Given problem -> Every line below should be copied exactly; drop the pictures.

Material provided ->
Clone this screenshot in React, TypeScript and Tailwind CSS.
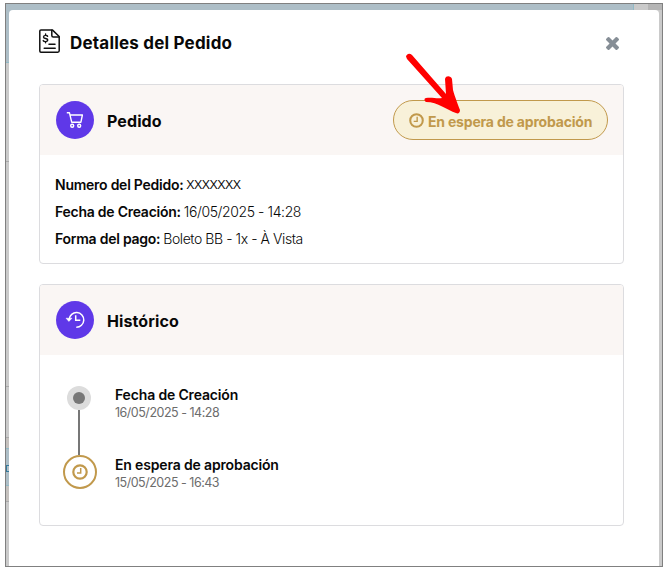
import type { ReactNode } from 'react';

function ClockIcon({ className }: { className: string }) {
  return (
    <svg viewBox="0 0 16 16" className={className} fill="none" stroke="currentColor">
      <circle cx="8" cy="8" r="6.7" strokeWidth="2.2" />
      <path d="M8.7 4v4.900H5" strokeWidth="1.5" />
    </svg>
  );
}

function InvoiceIcon() {
  return (
    <svg viewBox="0 0 21 24" className="h-6 w-[21px] shrink-0" fill="none" stroke="#111" strokeWidth="1.5" strokeLinejoin="round" strokeLinecap="round">
      <path d="M2 .9h11.3l6.9 6.6v14.3a1.4 1.4 0 0 1-1.4 1.4H2A1.2 1.2 0 0 1 .8 22V2.1A1.2 1.2 0 0 1 2 .9Z" />
      <path d="M12.8 1.2v5.2c0 1 .5 1.5 1.5 1.5h5.6M10 15.2h6M5.2 19.3h11" />
      <path d="M8.6 7.3C8.2 6 4.5 5.9 4.5 7.9c0 2.3 4.3 1 4.3 3.2 0 2-3.9 2-4.6.5M6.6 5v1.2M6.6 12.8v1" strokeWidth="1.4" />
    </svg>
  );
}

function CartIcon() {
  return (
    <svg viewBox="0 0 18 18" className="h-[18px] w-[18px]" fill="none" stroke="#fff" strokeWidth="1.4" strokeLinejoin="round">
      <path d="M.8 1.7H3.4L5.7 11.2h9.2L16.4 4H4" />
      <circle cx="6.2" cy="14.7" r="1.5" />
      <circle cx="13.2" cy="14.7" r="1.5" />
    </svg>
  );
}

function HistoryIcon() {
  return (
    <svg viewBox="0 0 20 18" className="h-[18px] w-5" fill="none" stroke="#fff" strokeWidth="1.5">
      <path d="M4.2 8.3A7.3 7.3 0 1 1 11.3 16.2" />
      <path d="M1 7.2h6L3.9 10.4Z" fill="#fff" strokeWidth=".5" />
      <path d="M10.7 4.2v5h4.6" />
    </svg>
  );
}

function Card({ icon, title, action, className, children }: { icon: ReactNode; title: ReactNode; action?: ReactNode; className: string; children: ReactNode }) {
  return (
    <section className={`overflow-hidden rounded-[4px] border border-[#dcdcdf] ${className}`}>
      <header className="flex h-[70px] items-center bg-[#faf6f4] pr-[15px] pl-4">
        <span className="flex h-[38px] w-[38px] items-center justify-center rounded-full bg-[#5f38e8]">{icon}</span>
        <h2 className="mt-[2px] ml-[13px] text-[16px] leading-6 font-bold tracking-[0.1px]">{title}</h2>
        {action}
      </header>
      {children}
    </section>
  );
}

function Detail({ label, children }: { label: string; children: ReactNode }) {
  return (
    <p className="flex gap-[3px]">
      <b className="font-semibold tracking-[-0.25px]">{label}</b>
      {children}
    </p>
  );
}

function HistoryEntry({ title, date }: { title: string; date: string }) {
  return (
    <li className="h-[70px]">
      <p className="text-[14px] leading-[18px] font-semibold tracking-[-0.16px]">{title}</p>
      <p className="text-[12.5px] leading-[17px] tracking-[-0.49px] text-[#6c6c6c]">{date}</p>
    </li>
  );
}

export default function App() {
  return (
    <div className="h-[571px] w-[667px] overflow-hidden bg-white pt-[3px] pl-[5px] font-['Inter','Liberation_Sans',sans-serif] text-[#080808]">
      <div className="relative h-[564px] w-[658px] border border-[#808080] bg-[#cacaca] pt-[6px] pl-[3px]">
        <div className="absolute top-0 left-0 h-[59px] w-[628px] border-r border-b border-[#91bac6] bg-[#adbec7]" />
        <div className="absolute top-0 right-0 h-[6px] w-[14px] bg-[#b5b5b5]" />
        <div className="absolute top-[157px] left-0 h-px w-[3px] bg-[#aaa]" />
        <div className="absolute top-[382px] left-0 h-px w-[3px] bg-[#aaa]" />
        <div className="absolute top-[433px] left-0 h-[65px] w-[3px] border-y border-[#aaa] bg-[#c5c1be]" />
        <div className="absolute top-[444px] left-0 h-[38px] w-[3px] border-y border-[#91bac6] bg-[#adbec7]" />
        <div className="absolute top-[461px] left-0 h-[7px] w-[3px] border border-r-0 border-[#347a9c]" />
        <main className="relative h-[556px] w-[650px] rounded-t-[4px] bg-white pt-[19px] pr-[35px] pl-[30px]">
          <header className="flex h-6 items-center">
            <InvoiceIcon />
            <h1 className="mt-[3px] ml-[10px] text-[17px] leading-6 font-bold tracking-[0.2px] whitespace-nowrap">Detalles del Pedido</h1>
            <button aria-label="Cerrar" className="mt-1 mr-[5px] ml-auto text-[#868e96]">
              <svg viewBox="302 366 1188 1188" className="h-[13px] w-[13px]" fill="currentColor">
                <path d="M1490 1322q0 40-28 68l-136 136q-28 28-68 28t-68-28l-294-294-294 294q-28 28-68 28t-68-28l-136-136q-28-28-28-68t28-68l294-294-294-294q-28-28-28-68t28-68l136-136q28-28 68-28t68 28l294 294 294-294q28-28 68-28t68 28l136 136q28 28 28 68t-28 68l-294 294 294 294q28 28 28 68z" />
              </svg>
            </button>
          </header>
          <Card
            icon={<CartIcon />}
            title="Pedido"
            className="mt-[31px] h-[180px]"
            action={
              <span className="ml-auto flex h-10 w-[215px] items-center rounded-full border border-[#c1994c] bg-[#f8f1d9] pl-[15px] text-[#c1994c]">
                <ClockIcon className="h-[15px] w-[15px]" />
                <span className="mt-[2px] ml-[4px] text-[14px] font-bold tracking-[-0.19px] whitespace-nowrap">En espera de aprobación</span>
              </span>
            }
          >
            <div className="pt-4 pl-[15px] text-[14px] leading-[27px] whitespace-nowrap">
              <Detail label="Numero del Pedido:"><span className="font-['Open_Sans',sans-serif] text-[13.5px] tracking-[-0.05px]">XXXXXXX</span></Detail>
              <Detail label="Fecha de Creación:"><span className="font-light tracking-[-0.4px]">16/05/2025 - 14:28</span></Detail>
              <Detail label="Forma del pago:"><span className="font-light tracking-[-0.43px]">Boleto BB - 1x - À Vista</span></Detail>
            </div>
          </Card>
          <Card icon={<HistoryIcon />} title="Histórico" className="mt-5 h-[242px]">
            <div className="flex pt-[31px] pl-[23px]">
              <div className="flex w-[34px] flex-col">
                <span className="ml-1 flex h-6 w-6 items-center justify-center rounded-full bg-[#dcdcdc]"><span className="h-3 w-3 rounded-full bg-[#777]" /></span>
                <span className="ml-[15px] h-[45px] w-[2px] bg-[#777]" />
                <span className="flex h-[34px] w-[34px] items-center justify-center rounded-full border-2 border-[#c1994c] text-[#c1994c]"><ClockIcon className="h-4 w-4" /></span>
              </div>
              <ul className="ml-[18px] whitespace-nowrap">
                <HistoryEntry title="Fecha de Creación" date="16/05/2025 - 14:28" />
                <HistoryEntry title="En espera de aprobación" date="15/05/2025 - 16:43" />
              </ul>
            </div>
          </Card>
        </main>
        <svg viewBox="400 50 66 68" className="absolute top-[46px] left-[394px] h-[68px] w-[66px]" fill="red">
          <path d="M406 56.5C407 53 410 53 412 55L446 94L445 79C446 75 451 76 452 79L453 90C455 97 458 105 460 110C460 113 458 114 456 113C447 110 438 102 426 102C424 101 424 98 426 98C432 97 437 99 442 98L407 59Z" />
        </svg>
      </div>
    </div>
  );
}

Exercise solution ->
Clone this screenshot in React, TypeScript and Tailwind CSS.
import type { ReactNode } from 'react';

function ClockIcon({ className }: { className: string }) {
  return (
    <svg viewBox="0 0 16 16" className={className} fill="none" stroke="currentColor">
      <circle cx="8" cy="8" r="6.7" strokeWidth="2.2" />
      <path d="M8.7 4v4.900H5" strokeWidth="1.5" />
    </svg>
  );
}

function InvoiceIcon() {
  return (
    <svg viewBox="0 0 21 24" className="h-6 w-[21px] shrink-0" fill="none" stroke="#111" strokeWidth="1.5" strokeLinejoin="round" strokeLinecap="round">
      <path d="M2 .9h11.3l6.9 6.6v14.3a1.4 1.4 0 0 1-1.4 1.4H2A1.2 1.2 0 0 1 .8 22V2.1A1.2 1.2 0 0 1 2 .9Z" />
      <path d="M12.8 1.2v5.2c0 1 .5 1.5 1.5 1.5h5.6M10 15.2h6M5.2 19.3h11" />
      <path d="M8.6 7.3C8.2 6 4.5 5.9 4.5 7.9c0 2.3 4.3 1 4.3 3.2 0 2-3.9 2-4.6.5M6.6 5v1.2M6.6 12.8v1" strokeWidth="1.4" />
    </svg>
  );
}

function CartIcon() {
  return (
    <svg viewBox="0 0 18 18" className="h-[18px] w-[18px]" fill="none" stroke="#fff" strokeWidth="1.4" strokeLinejoin="round">
      <path d="M.8 1.7H3.4L5.7 11.2h9.2L16.4 4H4" />
      <circle cx="6.2" cy="14.7" r="1.5" />
      <circle cx="13.2" cy="14.7" r="1.5" />
    </svg>
  );
}

function HistoryIcon() {
  return (
    <svg viewBox="0 0 20 18" className="h-[18px] w-5" fill="none" stroke="#fff" strokeWidth="1.5">
      <path d="M4.2 8.3A7.3 7.3 0 1 1 11.3 16.2" />
      <path d="M1 7.2h6L3.9 10.4Z" fill="#fff" strokeWidth=".5" />
      <path d="M10.7 4.2v5h4.6" />
    </svg>
  );
}

function Card({ icon, title, action, className, children }: { icon: ReactNode; title: ReactNode; action?: ReactNode; className: string; children: ReactNode }) {
  return (
    <section className={`overflow-hidden rounded-[4px] border border-[#dcdcdf] ${className}`}>
      <header className="flex h-[70px] items-center bg-[#faf6f4] pr-[15px] pl-4">
        <span className="flex h-[38px] w-[38px] items-center justify-center rounded-full bg-[#5f38e8]">{icon}</span>
        <h2 className="mt-[2px] ml-[13px] text-[16px] leading-6 font-bold tracking-[0.1px]">{title}</h2>
        {action}
      </header>
      {children}
    </section>
  );
}

function Detail({ label, children }: { label: string; children: ReactNode }) {
  return (
    <p className="flex gap-[3px]">
      <b className="font-semibold tracking-[-0.25px]">{label}</b>
      {children}
    </p>
  );
}

function HistoryEntry({ title, date }: { title: string; date: string }) {
  return (
    <li className="h-[70px]">
      <p className="text-[14px] leading-[18px] font-semibold tracking-[-0.16px]">{title}</p>
      <p className="text-[12.5px] leading-[17px] tracking-[-0.49px] text-[#6c6c6c]">{date}</p>
    </li>
  );
}

export default function App() {
  return (
    <div className="h-[571px] w-[667px] overflow-hidden bg-white pt-[3px] pl-[5px] font-['Inter','Liberation_Sans',sans-serif] text-[#080808]">
      <div className="relative h-[564px] w-[658px] border border-[#808080] bg-[#cacaca] pt-[6px] pl-[3px]">
        <div className="absolute top-0 left-0 h-[59px] w-[628px] border-r border-b border-[#91bac6] bg-[#adbec7]" />
        <div className="absolute top-0 right-0 h-[6px] w-[14px] bg-[#b5b5b5]" />
        <div className="absolute top-[157px] left-0 h-px w-[3px] bg-[#aaa]" />
        <div className="absolute top-[382px] left-0 h-px w-[3px] bg-[#aaa]" />
        <div className="absolute top-[433px] left-0 h-[65px] w-[3px] border-y border-[#aaa] bg-[#c5c1be]" />
        <div className="absolute top-[444px] left-0 h-[38px] w-[3px] border-y border-[#91bac6] bg-[#adbec7]" />
        <div className="absolute top-[461px] left-0 h-[7px] w-[3px] border border-r-0 border-[#347a9c]" />
        <main className="relative h-[556px] w-[650px] rounded-t-[4px] bg-white pt-[19px] pr-[35px] pl-[30px]">
          <header className="flex h-6 items-center">
            <InvoiceIcon />
            <h1 className="mt-[3px] ml-[10px] text-[17px] leading-6 font-bold tracking-[0.2px] whitespace-nowrap">Detalles del Pedido</h1>
            <button aria-label="Cerrar" className="mt-1 mr-[5px] ml-auto text-[#868e96]">
              <svg viewBox="302 366 1188 1188" className="h-[13px] w-[13px]" fill="currentColor">
                <path d="M1490 1322q0 40-28 68l-136 136q-28 28-68 28t-68-28l-294-294-294 294q-28 28-68 28t-68-28l-136-136q-28-28-28-68t28-68l294-294-294-294q-28-28-28-68t28-68l136-136q28-28 68-28t68 28l294 294 294-294q28-28 68-28t68 28l136 136q28 28 28 68t-28 68l-294 294 294 294q28 28 28 68z" />
              </svg>
            </button>
          </header>
          <Card
            icon={<CartIcon />}
            title="Pedido"
            className="mt-[31px] h-[180px]"
            action={
              <span className="ml-auto flex h-10 w-[215px] items-center rounded-full border border-[#c1994c] bg-[#f8f1d9] pl-[15px] text-[#c1994c]">
                <ClockIcon className="h-[15px] w-[15px]" />
                <span className="mt-[2px] ml-[4px] text-[14px] font-bold tracking-[-0.19px] whitespace-nowrap">En espera de aprobación</span>
              </span>
            }
          >
            <div className="pt-4 pl-[15px] text-[14px] leading-[27px] whitespace-nowrap">
              <Detail label="Numero del Pedido:"><span className="font-['Open_Sans',sans-serif] text-[13.5px] tracking-[-0.05px]">XXXXXXX</span></Detail>
              <Detail label="Fecha de Creación:"><span className="font-light tracking-[-0.4px]">16/05/2025 - 14:28</span></Detail>
              <Detail label="Forma del pago:"><span className="font-light tracking-[-0.43px]">Boleto BB - 1x - À Vista</span></Detail>
            </div>
          </Card>
          <Card icon={<HistoryIcon />} title="Histórico" className="mt-5 h-[242px]">
            <div className="flex pt-[31px] pl-[23px]">
              <div className="flex w-[34px] flex-col">
                <span className="ml-1 flex h-6 w-6 items-center justify-center rounded-full bg-[#dcdcdc]"><span className="h-3 w-3 rounded-full bg-[#777]" /></span>
                <span className="ml-[15px] h-[45px] w-[2px] bg-[#777]" />
                <span className="flex h-[34px] w-[34px] items-center justify-center rounded-full border-2 border-[#c1994c] text-[#c1994c]"><ClockIcon className="h-4 w-4" /></span>
              </div>
              <ul className="ml-[18px] whitespace-nowrap">
                <HistoryEntry title="Fecha de Creación" date="16/05/2025 - 14:28" />
                <HistoryEntry title="En espera de aprobación" date="15/05/2025 - 16:43" />
              </ul>
            </div>
          </Card>
        </main>
        <svg viewBox="400 50 66 68" className="absolute top-[46px] left-[394px] h-[68px] w-[66px]" fill="red">
          <path d="M406 56.5C407 53 410 53 412 55L446 94L445 79C446 75 451 76 452 79L453 90C455 97 458 105 460 110C460 113 458 114 456 113C447 110 438 102 426 102C424 101 424 98 426 98C432 97 437 99 442 98L407 59Z" />
        </svg>
      </div>
    </div>
  );
}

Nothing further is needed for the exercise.